» **STATED EXERCISE**:
Retype the whole listing verbatim and keep the pictures out of it.

[Start]

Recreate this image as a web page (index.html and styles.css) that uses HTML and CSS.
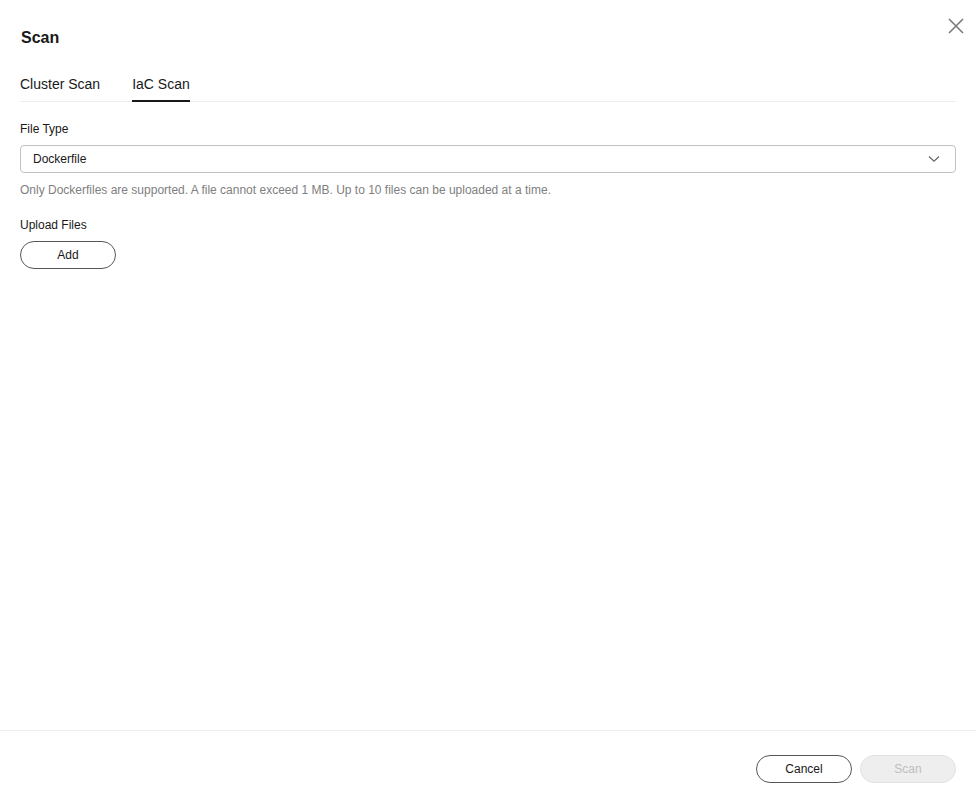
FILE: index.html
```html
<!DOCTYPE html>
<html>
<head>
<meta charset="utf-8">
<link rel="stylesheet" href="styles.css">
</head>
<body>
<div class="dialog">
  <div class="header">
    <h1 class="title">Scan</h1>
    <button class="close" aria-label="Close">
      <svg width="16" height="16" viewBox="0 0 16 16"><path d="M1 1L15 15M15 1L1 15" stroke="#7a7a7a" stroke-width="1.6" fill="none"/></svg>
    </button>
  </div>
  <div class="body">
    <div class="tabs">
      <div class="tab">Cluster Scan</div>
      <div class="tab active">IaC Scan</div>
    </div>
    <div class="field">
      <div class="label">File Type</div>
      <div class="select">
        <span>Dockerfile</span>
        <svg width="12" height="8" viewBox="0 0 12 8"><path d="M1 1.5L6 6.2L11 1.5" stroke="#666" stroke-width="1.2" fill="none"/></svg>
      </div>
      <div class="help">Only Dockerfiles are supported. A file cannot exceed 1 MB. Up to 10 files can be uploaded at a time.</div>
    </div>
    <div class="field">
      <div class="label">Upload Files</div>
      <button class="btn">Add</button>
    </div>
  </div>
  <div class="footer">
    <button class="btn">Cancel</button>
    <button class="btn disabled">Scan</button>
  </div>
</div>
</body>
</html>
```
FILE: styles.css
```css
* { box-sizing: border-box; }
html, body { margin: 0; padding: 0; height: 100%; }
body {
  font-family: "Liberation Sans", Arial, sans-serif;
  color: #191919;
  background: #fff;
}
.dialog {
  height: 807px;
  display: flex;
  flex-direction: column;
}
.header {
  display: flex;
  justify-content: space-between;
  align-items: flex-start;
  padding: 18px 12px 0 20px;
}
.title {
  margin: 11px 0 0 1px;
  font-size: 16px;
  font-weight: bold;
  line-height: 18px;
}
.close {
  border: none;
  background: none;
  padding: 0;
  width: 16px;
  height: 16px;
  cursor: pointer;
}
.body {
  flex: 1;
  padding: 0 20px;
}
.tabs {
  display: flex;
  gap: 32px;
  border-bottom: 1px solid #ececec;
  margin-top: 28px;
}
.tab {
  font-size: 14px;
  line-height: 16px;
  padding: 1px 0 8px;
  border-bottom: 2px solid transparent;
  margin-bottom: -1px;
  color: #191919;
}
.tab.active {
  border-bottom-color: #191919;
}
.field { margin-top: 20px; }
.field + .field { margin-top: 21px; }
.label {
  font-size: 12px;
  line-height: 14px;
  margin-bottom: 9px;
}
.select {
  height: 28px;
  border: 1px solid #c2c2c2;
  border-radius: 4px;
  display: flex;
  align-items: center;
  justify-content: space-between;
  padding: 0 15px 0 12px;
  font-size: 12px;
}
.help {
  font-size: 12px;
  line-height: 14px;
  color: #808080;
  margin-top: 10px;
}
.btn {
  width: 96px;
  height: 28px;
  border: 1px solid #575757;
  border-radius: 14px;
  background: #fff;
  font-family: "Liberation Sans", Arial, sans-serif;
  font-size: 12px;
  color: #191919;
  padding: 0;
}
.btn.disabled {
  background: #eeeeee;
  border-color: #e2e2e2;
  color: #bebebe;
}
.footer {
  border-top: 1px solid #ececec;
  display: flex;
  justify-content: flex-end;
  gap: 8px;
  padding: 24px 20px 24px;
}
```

[End]

» **RESULT OF THE TASK**:
Recreate this image as a web page (index.html and styles.css) that uses HTML and CSS.
FILE: index.html
```html
<!DOCTYPE html>
<html>
<head>
<meta charset="utf-8">
<link rel="stylesheet" href="styles.css">
</head>
<body>
<div class="dialog">
  <div class="header">
    <h1 class="title">Scan</h1>
    <button class="close" aria-label="Close">
      <svg width="16" height="16" viewBox="0 0 16 16"><path d="M1 1L15 15M15 1L1 15" stroke="#7a7a7a" stroke-width="1.6" fill="none"/></svg>
    </button>
  </div>
  <div class="body">
    <div class="tabs">
      <div class="tab">Cluster Scan</div>
      <div class="tab active">IaC Scan</div>
    </div>
    <div class="field">
      <div class="label">File Type</div>
      <div class="select">
        <span>Dockerfile</span>
        <svg width="12" height="8" viewBox="0 0 12 8"><path d="M1 1.5L6 6.2L11 1.5" stroke="#666" stroke-width="1.2" fill="none"/></svg>
      </div>
      <div class="help">Only Dockerfiles are supported. A file cannot exceed 1 MB. Up to 10 files can be uploaded at a time.</div>
    </div>
    <div class="field">
      <div class="label">Upload Files</div>
      <button class="btn">Add</button>
    </div>
  </div>
  <div class="footer">
    <button class="btn">Cancel</button>
    <button class="btn disabled">Scan</button>
  </div>
</div>
</body>
</html>
```
FILE: styles.css
```css
* { box-sizing: border-box; }
html, body { margin: 0; padding: 0; height: 100%; }
body {
  font-family: "Liberation Sans", Arial, sans-serif;
  color: #191919;
  background: #fff;
}
.dialog {
  height: 807px;
  display: flex;
  flex-direction: column;
}
.header {
  display: flex;
  justify-content: space-between;
  align-items: flex-start;
  padding: 18px 12px 0 20px;
}
.title {
  margin: 11px 0 0 1px;
  font-size: 16px;
  font-weight: bold;
  line-height: 18px;
}
.close {
  border: none;
  background: none;
  padding: 0;
  width: 16px;
  height: 16px;
  cursor: pointer;
}
.body {
  flex: 1;
  padding: 0 20px;
}
.tabs {
  display: flex;
  gap: 32px;
  border-bottom: 1px solid #ececec;
  margin-top: 28px;
}
.tab {
  font-size: 14px;
  line-height: 16px;
  padding: 1px 0 8px;
  border-bottom: 2px solid transparent;
  margin-bottom: -1px;
  color: #191919;
}
.tab.active {
  border-bottom-color: #191919;
}
.field { margin-top: 20px; }
.field + .field { margin-top: 21px; }
.label {
  font-size: 12px;
  line-height: 14px;
  margin-bottom: 9px;
}
.select {
  height: 28px;
  border: 1px solid #c2c2c2;
  border-radius: 4px;
  display: flex;
  align-items: center;
  justify-content: space-between;
  padding: 0 15px 0 12px;
  font-size: 12px;
}
.help {
  font-size: 12px;
  line-height: 14px;
  color: #808080;
  margin-top: 10px;
}
.btn {
  width: 96px;
  height: 28px;
  border: 1px solid #575757;
  border-radius: 14px;
  background: #fff;
  font-family: "Liberation Sans", Arial, sans-serif;
  font-size: 12px;
  color: #191919;
  padding: 0;
}
.btn.disabled {
  background: #eeeeee;
  border-color: #e2e2e2;
  color: #bebebe;
}
.footer {
  border-top: 1px solid #ececec;
  display: flex;
  justify-content: flex-end;
  gap: 8px;
  padding: 24px 20px 24px;
}
```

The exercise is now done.